Furloughs and elimination of jobs
Meanwhile, Richardson said, he chose the furloughs — in which state workers take days off without pay — and the elimination of vacant jobs instead of laying off state workers. The state is projected to save nearly $11 million with the furloughs, which will work out to the rough equivalent of a 2 percent salary cut for state workers. It is unclear when furloughs will begin, Katherine Miller, Richardson’s budget chief, said.
It also was unclear how much the state could save by doing away with 1,000 state jobs.
“I don’t want layoffs. I don’t want people to lose their jobs. We are not at that stage,” Richardson said.
Richardson’s explanation didn’t inoculate the governor against criticism from state employee unions.
“It is very unfortunate that they’re balancing the budget on the backs of 20,000 hard-working middle class people,” Carter Bundy of American Federation of State, County, Municipal Employees, Council 18, said Thursday. ASFSCME represents about 6,500 classified state workers in New Mexico.
A balanced approach
Bundy and some state lawmakers said on Thursday that the governor could have avoided furloughs had the Legislature been able to consider tax increases during the special legislative session. With a narrowly worded proclamation, Richardson effectively prohibited state lawmakers from considering any tax increases.
“It is unfortunate that the Legislature and governor could not take a more balanced approach to solving this fiscal crisis, by raising some revenues to minimize the amount of cuts to critical public services,” said Democratic Sen. Eric Griego of Albuquerque.
Richardson has since said the Legislature must raise taxes during the January legislative session. The state’s projected $1 billion shortfall for next year is too large to close through cuts alones.

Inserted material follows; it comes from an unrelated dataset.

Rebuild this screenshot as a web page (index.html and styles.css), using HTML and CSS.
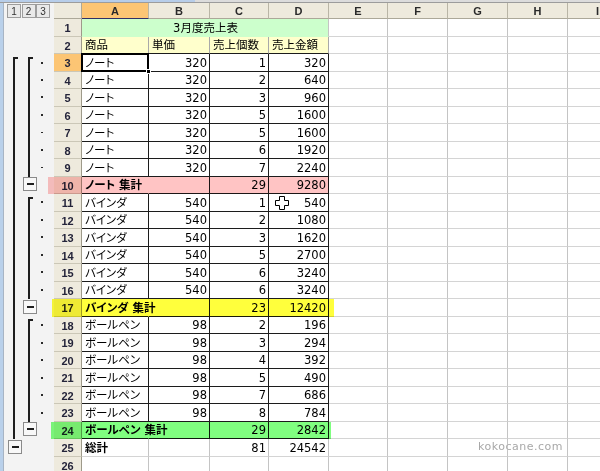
FILE: index.html
```html
<!DOCTYPE html>
<html lang="ja">
<head>
<meta charset="utf-8">
<title>3月度売上表</title>
<link rel="stylesheet" href="styles.css">
</head>
<body>
<div class="top"><div class="top-blue"></div></div>
<div class="main">
  <div class="strip"></div>
  <div class="gutter">
    <div class="btns"><span class="lb">1</span><span class="lb">2</span><span class="lb">3</span></div>
    <div class="br br1"></div>
    <div class="br br2 g1"></div>
    <div class="br br2 g2"></div>
    <div class="br br2 g3"></div>
    <div class="dots g1"></div>
    <div class="dots g2"></div>
    <div class="dots g3"></div>
    <div class="mb m2 r10"></div>
    <div class="mb m2 r17"></div>
    <div class="mb m2 r24"></div>
    <div class="mb m1 r25"></div>
  </div>
  <div class="sheet">
    <div class="corner"></div><div class="ch sel">A</div><div class="ch">B</div><div class="ch">C</div><div class="ch">D</div><div class="ch">E</div><div class="ch">F</div><div class="ch">G</div><div class="ch">H</div><div class="ch">I</div>

    <div class="rh">1</div><div class="c title">3月度売上表</div><div class="c"></div><div class="c"></div><div class="c"></div><div class="c"></div><div class="c"></div>
    <div class="rh">2</div><div class="c hd">商品</div><div class="c hd">単価</div><div class="c hd">売上個数</div><div class="c hd">売上金額</div><div class="c"></div><div class="c"></div><div class="c"></div><div class="c"></div><div class="c"></div>

    <div class="rh sel">3</div><div class="c t sc">ノート</div><div class="c t n">320</div><div class="c t n">1</div><div class="c t n">320</div><div class="c"></div><div class="c"></div><div class="c"></div><div class="c"></div><div class="c"></div>
    <div class="rh">4</div><div class="c t">ノート</div><div class="c t n">320</div><div class="c t n">2</div><div class="c t n">640</div><div class="c"></div><div class="c"></div><div class="c"></div><div class="c"></div><div class="c"></div>
    <div class="rh">5</div><div class="c t">ノート</div><div class="c t n">320</div><div class="c t n">3</div><div class="c t n">960</div><div class="c"></div><div class="c"></div><div class="c"></div><div class="c"></div><div class="c"></div>
    <div class="rh">6</div><div class="c t">ノート</div><div class="c t n">320</div><div class="c t n">5</div><div class="c t n">1600</div><div class="c"></div><div class="c"></div><div class="c"></div><div class="c"></div><div class="c"></div>
    <div class="rh">7</div><div class="c t">ノート</div><div class="c t n">320</div><div class="c t n">5</div><div class="c t n">1600</div><div class="c"></div><div class="c"></div><div class="c"></div><div class="c"></div><div class="c"></div>
    <div class="rh">8</div><div class="c t">ノート</div><div class="c t n">320</div><div class="c t n">6</div><div class="c t n">1920</div><div class="c"></div><div class="c"></div><div class="c"></div><div class="c"></div><div class="c"></div>
    <div class="rh">9</div><div class="c t">ノート</div><div class="c t n">320</div><div class="c t n">7</div><div class="c t n">2240</div><div class="c"></div><div class="c"></div><div class="c"></div><div class="c"></div><div class="c"></div>
    <div class="rh">10</div><div class="c t b ov">ノート 集計</div><div class="c t"></div><div class="c t n">29</div><div class="c t n">9280</div><div class="c"></div><div class="c"></div><div class="c"></div><div class="c"></div><div class="c"></div>

    <div class="rh">11</div><div class="c t">バインダ</div><div class="c t n">540</div><div class="c t n">1</div><div class="c t n">540</div><div class="c"></div><div class="c"></div><div class="c"></div><div class="c"></div><div class="c"></div>
    <div class="rh">12</div><div class="c t">バインダ</div><div class="c t n">540</div><div class="c t n">2</div><div class="c t n">1080</div><div class="c"></div><div class="c"></div><div class="c"></div><div class="c"></div><div class="c"></div>
    <div class="rh">13</div><div class="c t">バインダ</div><div class="c t n">540</div><div class="c t n">3</div><div class="c t n">1620</div><div class="c"></div><div class="c"></div><div class="c"></div><div class="c"></div><div class="c"></div>
    <div class="rh">14</div><div class="c t">バインダ</div><div class="c t n">540</div><div class="c t n">5</div><div class="c t n">2700</div><div class="c"></div><div class="c"></div><div class="c"></div><div class="c"></div><div class="c"></div>
    <div class="rh">15</div><div class="c t">バインダ</div><div class="c t n">540</div><div class="c t n">6</div><div class="c t n">3240</div><div class="c"></div><div class="c"></div><div class="c"></div><div class="c"></div><div class="c"></div>
    <div class="rh">16</div><div class="c t">バインダ</div><div class="c t n">540</div><div class="c t n">6</div><div class="c t n">3240</div><div class="c"></div><div class="c"></div><div class="c"></div><div class="c"></div><div class="c"></div>
    <div class="rh">17</div><div class="c t b ov">バインダ 集計</div><div class="c t"></div><div class="c t n">23</div><div class="c t n">12420</div><div class="c"></div><div class="c"></div><div class="c"></div><div class="c"></div><div class="c"></div>

    <div class="rh">18</div><div class="c t">ボールペン</div><div class="c t n">98</div><div class="c t n">2</div><div class="c t n">196</div><div class="c"></div><div class="c"></div><div class="c"></div><div class="c"></div><div class="c"></div>
    <div class="rh">19</div><div class="c t">ボールペン</div><div class="c t n">98</div><div class="c t n">3</div><div class="c t n">294</div><div class="c"></div><div class="c"></div><div class="c"></div><div class="c"></div><div class="c"></div>
    <div class="rh">20</div><div class="c t">ボールペン</div><div class="c t n">98</div><div class="c t n">4</div><div class="c t n">392</div><div class="c"></div><div class="c"></div><div class="c"></div><div class="c"></div><div class="c"></div>
    <div class="rh">21</div><div class="c t">ボールペン</div><div class="c t n">98</div><div class="c t n">5</div><div class="c t n">490</div><div class="c"></div><div class="c"></div><div class="c"></div><div class="c"></div><div class="c"></div>
    <div class="rh">22</div><div class="c t">ボールペン</div><div class="c t n">98</div><div class="c t n">7</div><div class="c t n">686</div><div class="c"></div><div class="c"></div><div class="c"></div><div class="c"></div><div class="c"></div>
    <div class="rh">23</div><div class="c t">ボールペン</div><div class="c t n">98</div><div class="c t n">8</div><div class="c t n">784</div><div class="c"></div><div class="c"></div><div class="c"></div><div class="c"></div><div class="c"></div>
    <div class="rh">24</div><div class="c t b ov">ボールペン 集計</div><div class="c t"></div><div class="c t n">29</div><div class="c t n">2842</div><div class="c"></div><div class="c"></div><div class="c"></div><div class="c"></div><div class="c"></div>

    <div class="rh">25</div><div class="c b">総計</div><div class="c"></div><div class="c n">81</div><div class="c n">24542</div><div class="c"></div><div class="c"></div><div class="c"></div><div class="c"></div><div class="c"></div>
    <div class="rh">26</div><div class="c"></div><div class="c"></div><div class="c"></div><div class="c"></div><div class="c"></div><div class="c"></div><div class="c"></div><div class="c"></div><div class="c"></div>

    <div class="hl hl-pink"></div>
    <div class="hl hl-yellow"></div>
    <div class="hl hl-green"></div>

    <svg class="cursor" width="14" height="14" viewBox="0 0 14 14">
      <polygon points="4.5,0.5 9.5,0.5 9.5,4.5 13.5,4.5 13.5,9.5 9.5,9.5 9.5,13.5 4.5,13.5 4.5,9.5 0.5,9.5 0.5,4.5 4.5,4.5" fill="#fff" stroke="#000" stroke-width="1"/>
    </svg>
    <div class="wm">kokocane.com</div>
  </div>
</div>
</body>
</html>
```

FILE: styles.css
```css
html, body {
  margin: 0;
  padding: 0;
  overflow: hidden;
  background: #fff;
}
body {
  width: 600px;
  height: 471px;
  font-family: "DejaVu Sans", "Noto Sans CJK JP", sans-serif;
}

.top {
  height: 2px;
  background: #dcdcdc;
  border-bottom: 1px solid #9c9c9c;
  display: flex;
}
.top-blue {
  width: 195px;
  background: #b7cde9;
}

.main {
  display: flex;
  align-items: flex-start;
}

.strip {
  flex: none;
  box-sizing: border-box;
  width: 4px;
  height: 468px;
  background: #b9d0ea;
  border-right: 1px solid #a7b4c4;
}

/* outline gutter */
.gutter {
  flex: none;
  width: 50px;
  height: 468px;
  background: #f3f3f3;
  display: grid;
  grid-template-columns: 19px 15px 16px;
  grid-template-rows: 16px repeat(26, 17.5px);
}
.btns {
  grid-column: 1 / 4;
  grid-row: 1;
  display: flex;
  gap: 0.5px;
  padding-left: 3px;
  align-items: center;
}
.lb {
  box-sizing: border-box;
  width: 14px;
  height: 14px;
  border: 1px solid #9d9d9d;
  background: #e9e9e9;
  font: 10px "Liberation Sans", sans-serif;
  color: #333;
  display: flex;
  align-items: center;
  justify-content: center;
}

.br {
  box-sizing: border-box;
  width: 5px;
  margin-top: 2.5px;
  border-left: 2px solid #1e1e1e;
  border-top: 2px solid #1e1e1e;
}
.br1 {
  grid-column: 1;
  grid-row: 4 / 26;
  margin-left: 9px;
}
.br2 {
  grid-column: 2;
  margin-left: 5px;
}
.g1 { grid-row: 4 / 11; }
.g2 { grid-row: 12 / 18; }
.g3 { grid-row: 19 / 25; }

.dots {
  grid-column: 3;
  background-image: repeating-linear-gradient(to bottom, transparent 0, transparent 7.5px, #2a2a2a 7.5px, #2a2a2a 9.5px, transparent 9.5px, transparent 17.5px);
  background-size: 2px 100%;
  background-position: 3px 0;
  background-repeat: no-repeat;
}

.mb {
  box-sizing: border-box;
  width: 14px;
  height: 14px;
  margin-top: 0.5px;
  border: 1px solid #8a8a8a;
  background: #f8f8f8;
  display: flex;
  align-items: center;
  justify-content: center;
}
.mb::before {
  content: "";
  width: 7px;
  height: 2px;
  background: #1e1e1e;
}
.m2 { grid-column: 2; }
.m1 { grid-column: 1; margin-left: 4px; }
.r10 { grid-row: 11; }
.r17 { grid-row: 18; }
.r24 { grid-row: 25; }
.r25 { grid-row: 26; }

/* sheet */
.sheet {
  flex: none;
  position: relative;
  display: grid;
  grid-template-columns: 28px 67px 61px 59px 60px 59px 60px 60px 60px 60px;
  grid-template-rows: 16px repeat(26, 17.5px);
  font-size: 11.5px;
  font-feature-settings: "palt";
  color: #000;
}

.corner, .ch, .rh, .c {
  box-sizing: border-box;
  display: flex;
  align-items: center;
  white-space: nowrap;
  min-width: 0;
  line-height: 14px;
}

.corner {
  background: #eeeadd;
  border-right: 1px solid #aca899;
  border-bottom: 1px solid #aca899;
}
.ch {
  background: #eeeadd;
  border-right: 1px solid #b9b5a6;
  border-bottom: 1px solid #aca899;
  justify-content: center;
  font: bold 11px "Liberation Sans", sans-serif;
  color: #2a2a2a;
}
.ch.sel {
  background: #fcc574;
  border-bottom-color: #2f2f66;
}
.rh {
  background: #eeeadd;
  border-right: 1px solid #9e9a8a;
  border-bottom: 1px solid #cbc7b7;
  justify-content: center;
  padding-top: 2px;
  font: bold 11px "Liberation Sans", sans-serif;
  color: #24243a;
}
.rh.sel {
  background: #fcc574;
  border-right-color: #2f2f66;
}

.c {
  border-right: 1px solid #c4c4c4;
  border-bottom: 1px solid #d4d4d4;
  padding: 1px 2px 0 3px;
  overflow: hidden;
}
.t {
  border-right-color: #1c1c1c;
  border-bottom-color: #1c1c1c;
}
.n { justify-content: flex-end; }
.b { font-weight: bold; }
.ov {
  overflow: visible;
  border-right-color: transparent;
}

.title {
  grid-column: span 4;
  background: #ccffcc;
  justify-content: center;
  border-bottom-color: #ccffcc;
}
.hd {
  background: #ffffcc;
  border-right-color: #a9a9a9;
  border-bottom-color: #1c1c1c;
}

/* active cell A3 */
.sc {
  position: relative;
  overflow: visible;
}
.sc::after {
  content: "";
  position: absolute;
  left: -1px;
  top: -1px;
  right: -1px;
  bottom: -1px;
  border: 2px solid #000;
}
.sc::before {
  content: "";
  position: absolute;
  right: -3px;
  bottom: -3px;
  width: 3px;
  height: 3px;
  background: #000;
  border: 1px solid #fff;
  z-index: 2;
}

/* highlighter overlays */
.hl {
  position: absolute;
  height: 17.5px;
  mix-blend-mode: multiply;
  z-index: 3;
}
.hl-pink {
  left: -6px;
  top: 173.5px;
  width: 281px;
  background: #ffc4c4;
}
.hl-yellow {
  left: -2px;
  top: 296px;
  width: 282px;
  background: #ffff3c;
}
.hl-green {
  left: -3px;
  top: 418.5px;
  width: 280px;
  background: #80ff80;
}

.cursor {
  position: absolute;
  left: 221px;
  top: 193px;
  z-index: 4;
}

.wm {
  position: absolute;
  left: 424px;
  top: 437px;
  font: 11px "DejaVu Sans", sans-serif;
  letter-spacing: 0.5px;
  color: #a8a8a8;
  text-shadow: 0 0 1px #fff;
  z-index: 4;
}
```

In everyday terms, that $1 billion shortfall represents nearly $1 out of every $5 the state spends on services, meaning state lawmakers have a big challenge ahead. Many lawmakers acknowledge that closing that shortfall will require a mix of tax increases and spending cuts.
State lawmakers challenged Richardson not only on his overall approach to fixing this year’s budget, but on individual actions as well.
Anger over Medicaid cuts
One sore point with some lawmakers was Richardson’s decision to cut Medicaid. In recent weeks several lawmakers have said their budget protected Medicaid and never intended to cut the program despite the Richardson administration’s pronouncements to the contrary.
“They were already being underfunded as it is,” state Rep. Jose Campos, D-Santa Rosa, said of Medicaid. “Taking out another 1 percent is just going to be creating more harm than good.”
Richardson cut $5 million in state funding from the program, but because of the quirks of Medicaid funding, that resulted in an additional loss of $23 million in federal matching dollars. The state and federal governments jointly fund Medicaid, but the federal government is the senior partner, providing a 4 to 1 match for every New Mexico dollar that is spent on Medicaid (counting federal stimulus dollars).
Richardson said he was prepared to sacrifice like all New Mexicans, and pointed to his decision to eliminate 84 jobs usually held by his political appointees.
“A lot of individuals will lose their jobs,” Richardson said of his political appointees.
But Rep. Nate Cote, D-Las Cruces, didn’t buy that answer. He noted that more than 60 of those jobs are already vacant, a statement Richardson disputed Thursday afternoon.
“So really, he’s getting rid of very few,” said Cote, who was one of the first to propose cuts to the governor’s political appointees during the special session. “Personally, I don’t think it’s enough. … He probably has 20 people that are occupying those positions that are leaving anyway.”
“I don’t think he’s sacrificing much by doing this,” Cote said. “Meanwhile, I think he’s sacrificing some of the hard-working state employees with furloughs.”